– Что за глупости? Важнее семьи цели быть не может, Соня. Какая же тогда цель твоей жизни?
– Пока не знаю… но знаю, что это не семья. Вот представьте, человек рождается глухим, и он уже точно знает, что никогда не станет певцом или композитором, это не может стать целью его жизни, потому что так распорядилась Природа.
– А как же Бетховен?
– Ну, он не рождался глухим, он оглох гораздо позже.
– Сонечка, кто же тебя так обидел, что ты разуверилась в любви? – в глазах Марии пробежала тень тревоги.
– Никто, – честно ответила я, – Просто я никогда никого не любила, да и меня никто не любил. Так бывает, ничего страшного, – я натянула улыбку, хотя мне совсем не хотелось улыбаться.

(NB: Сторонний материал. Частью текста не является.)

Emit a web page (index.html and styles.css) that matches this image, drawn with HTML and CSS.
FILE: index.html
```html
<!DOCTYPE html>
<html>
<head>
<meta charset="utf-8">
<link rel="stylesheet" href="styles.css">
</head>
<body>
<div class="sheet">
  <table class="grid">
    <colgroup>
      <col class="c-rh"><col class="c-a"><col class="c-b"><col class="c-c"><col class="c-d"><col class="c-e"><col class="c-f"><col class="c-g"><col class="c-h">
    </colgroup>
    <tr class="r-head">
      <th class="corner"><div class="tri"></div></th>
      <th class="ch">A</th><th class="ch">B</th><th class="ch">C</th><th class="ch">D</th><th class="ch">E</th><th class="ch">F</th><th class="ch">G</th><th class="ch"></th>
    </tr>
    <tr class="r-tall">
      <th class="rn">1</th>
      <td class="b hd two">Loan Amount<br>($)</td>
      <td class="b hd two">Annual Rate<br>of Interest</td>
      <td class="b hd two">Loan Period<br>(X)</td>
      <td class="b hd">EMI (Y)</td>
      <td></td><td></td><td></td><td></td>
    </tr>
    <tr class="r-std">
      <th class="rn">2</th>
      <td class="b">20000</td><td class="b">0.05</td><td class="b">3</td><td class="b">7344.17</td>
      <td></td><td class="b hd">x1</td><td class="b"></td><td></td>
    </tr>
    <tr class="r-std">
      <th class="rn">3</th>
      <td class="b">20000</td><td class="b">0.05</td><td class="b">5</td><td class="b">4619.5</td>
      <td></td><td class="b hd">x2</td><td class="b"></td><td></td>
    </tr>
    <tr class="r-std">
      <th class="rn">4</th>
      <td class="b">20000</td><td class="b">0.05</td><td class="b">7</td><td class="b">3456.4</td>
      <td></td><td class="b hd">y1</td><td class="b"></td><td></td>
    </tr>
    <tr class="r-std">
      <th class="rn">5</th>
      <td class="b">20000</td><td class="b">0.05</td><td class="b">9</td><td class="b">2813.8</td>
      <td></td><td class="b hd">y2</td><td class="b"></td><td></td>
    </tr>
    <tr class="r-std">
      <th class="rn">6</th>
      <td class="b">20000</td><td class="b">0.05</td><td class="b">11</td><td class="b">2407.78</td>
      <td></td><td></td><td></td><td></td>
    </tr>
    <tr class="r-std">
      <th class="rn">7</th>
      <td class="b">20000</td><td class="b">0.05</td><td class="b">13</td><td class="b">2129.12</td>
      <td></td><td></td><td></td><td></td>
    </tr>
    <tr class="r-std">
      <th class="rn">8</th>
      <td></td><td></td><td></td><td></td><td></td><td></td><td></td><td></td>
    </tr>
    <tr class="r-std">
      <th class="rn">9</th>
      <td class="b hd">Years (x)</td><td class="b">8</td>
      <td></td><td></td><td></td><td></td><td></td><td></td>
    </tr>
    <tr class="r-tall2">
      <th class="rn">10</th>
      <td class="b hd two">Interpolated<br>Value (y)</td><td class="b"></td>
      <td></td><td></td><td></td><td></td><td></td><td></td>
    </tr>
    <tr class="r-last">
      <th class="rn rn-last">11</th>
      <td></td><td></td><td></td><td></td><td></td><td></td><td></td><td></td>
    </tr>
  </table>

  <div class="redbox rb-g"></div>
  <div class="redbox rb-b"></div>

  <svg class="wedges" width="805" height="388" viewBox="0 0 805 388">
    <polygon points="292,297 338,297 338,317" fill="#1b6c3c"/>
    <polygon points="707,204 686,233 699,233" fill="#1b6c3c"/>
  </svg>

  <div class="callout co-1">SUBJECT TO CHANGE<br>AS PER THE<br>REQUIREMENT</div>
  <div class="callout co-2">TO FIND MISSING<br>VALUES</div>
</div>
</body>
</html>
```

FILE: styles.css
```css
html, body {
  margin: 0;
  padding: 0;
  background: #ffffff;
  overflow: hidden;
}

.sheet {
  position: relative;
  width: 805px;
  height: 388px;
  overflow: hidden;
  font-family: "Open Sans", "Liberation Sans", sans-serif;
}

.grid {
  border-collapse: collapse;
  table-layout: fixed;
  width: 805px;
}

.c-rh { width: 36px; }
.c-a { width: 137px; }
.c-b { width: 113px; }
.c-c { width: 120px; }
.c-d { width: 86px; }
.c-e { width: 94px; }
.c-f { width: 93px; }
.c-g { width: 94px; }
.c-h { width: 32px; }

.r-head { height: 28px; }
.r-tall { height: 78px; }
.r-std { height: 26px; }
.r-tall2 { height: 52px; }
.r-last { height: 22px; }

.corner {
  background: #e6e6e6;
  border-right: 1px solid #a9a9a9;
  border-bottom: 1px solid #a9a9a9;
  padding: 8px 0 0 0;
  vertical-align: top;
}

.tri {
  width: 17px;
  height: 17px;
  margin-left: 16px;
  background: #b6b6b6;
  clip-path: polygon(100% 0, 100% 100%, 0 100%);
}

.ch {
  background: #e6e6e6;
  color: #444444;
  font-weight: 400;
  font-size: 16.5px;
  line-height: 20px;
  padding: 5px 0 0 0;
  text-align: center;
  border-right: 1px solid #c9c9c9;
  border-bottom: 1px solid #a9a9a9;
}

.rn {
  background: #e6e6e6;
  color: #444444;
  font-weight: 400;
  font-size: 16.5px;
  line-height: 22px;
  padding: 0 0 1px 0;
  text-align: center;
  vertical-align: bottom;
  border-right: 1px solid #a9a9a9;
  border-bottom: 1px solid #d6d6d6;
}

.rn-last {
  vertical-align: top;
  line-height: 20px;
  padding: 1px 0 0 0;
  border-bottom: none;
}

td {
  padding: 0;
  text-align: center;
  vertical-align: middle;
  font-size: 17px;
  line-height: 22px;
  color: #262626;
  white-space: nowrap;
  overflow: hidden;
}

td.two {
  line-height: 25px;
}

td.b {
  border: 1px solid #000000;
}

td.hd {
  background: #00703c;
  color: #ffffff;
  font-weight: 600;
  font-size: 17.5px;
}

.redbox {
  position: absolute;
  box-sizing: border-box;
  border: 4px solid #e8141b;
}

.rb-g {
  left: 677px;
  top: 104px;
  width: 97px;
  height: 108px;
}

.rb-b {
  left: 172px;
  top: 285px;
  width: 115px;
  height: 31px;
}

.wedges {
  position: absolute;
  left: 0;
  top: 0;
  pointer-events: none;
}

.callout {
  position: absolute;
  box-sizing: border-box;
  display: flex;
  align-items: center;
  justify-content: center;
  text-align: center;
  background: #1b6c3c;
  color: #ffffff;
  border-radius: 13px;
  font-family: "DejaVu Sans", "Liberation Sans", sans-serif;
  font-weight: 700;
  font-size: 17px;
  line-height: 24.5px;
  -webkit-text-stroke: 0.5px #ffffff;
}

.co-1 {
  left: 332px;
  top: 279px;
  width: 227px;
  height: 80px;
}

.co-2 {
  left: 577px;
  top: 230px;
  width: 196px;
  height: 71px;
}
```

– Ну, тебе ведь не шестьдесят лет, вся жизнь еще впереди. Я вот со своим мужем познакомилась, когда мне двадцать шесть было, и вот мы уже девятнадцать лет живем вместе. Так что не забивай свою голову всякими глупостями, отдохни здесь, а затем собирайся и уезжай куда-нибудь еще. – Мария взяла меня за руку, и то напряжение, что царило внутри меня, вмиг испарилось.
– А дети? – спросила я, потому что никогда не слышала, чтобы она о них упоминала.
–Да, у меня был сын, сейчас ему должно было быть шестнадцать. Мой мальчик…, – глаза Марии наполнились болью, я видела, как слезы просачиваются сквозь потускневший взгляд.
– Простите, – прошептала я. – Я не хотела.
Я почувствовала, как тяжесть ее боли легла мне на душу. Я потревожила ее еще не зажившие раны, и они засочились у меня на глазах. Я не люблю человеческой боли, и человеческих слез. В такие моменты я цепенею и теряюсь, не зная, что именно я должна говорить и делать.
– Ничего, – вздохнула Мария, вытирая скопившуюся у уголков глаз влагу. – Это было очень давно.
– Если хотите вы можете рассказать мне о нем? Но только если хотите.
Мария опустила голову и сложила руки в замок. Я видела, как ей было тяжело, и уже пожалела, что не перевела разговор на другую тему.
– Не знаю, что именно рассказывать, Соня. Ему было всего восемь, когда он умер. Он был милым, хорошим мальчиком. И мы с мужем любили его, любили больше жизни. Он учился играть на фортепьяно, оно до сих пор стоит у нас в зале, накрытое покрывалом. Долгое время я просыпалась по ночам, потому что мне казалось, что я слышу, как звучат клавиши. Но сейчас это прошло. Порой мне кажется, что я хорошо помню его лицо, а потом беру в руки фотографию и понимаю, что там другой мальчик, не тот, что остался в моей памяти. Он был с нами совсем недолго, но это были самые счастливые восемь лет в моей жизни, после его ухода образовалась пустота и эта пустота ничем не может быть заполнена.
– А что с ним случилось?
– Он болел с самого детства, как оказалось, у него была сердечная недостаточность, мы обнаружили ее, когда ему было шесть лет, начали проходить лечение, но потом у него просто остановилось сердце, – Мария закрыла глаза ладонью, пытаясь сдерживать слезы.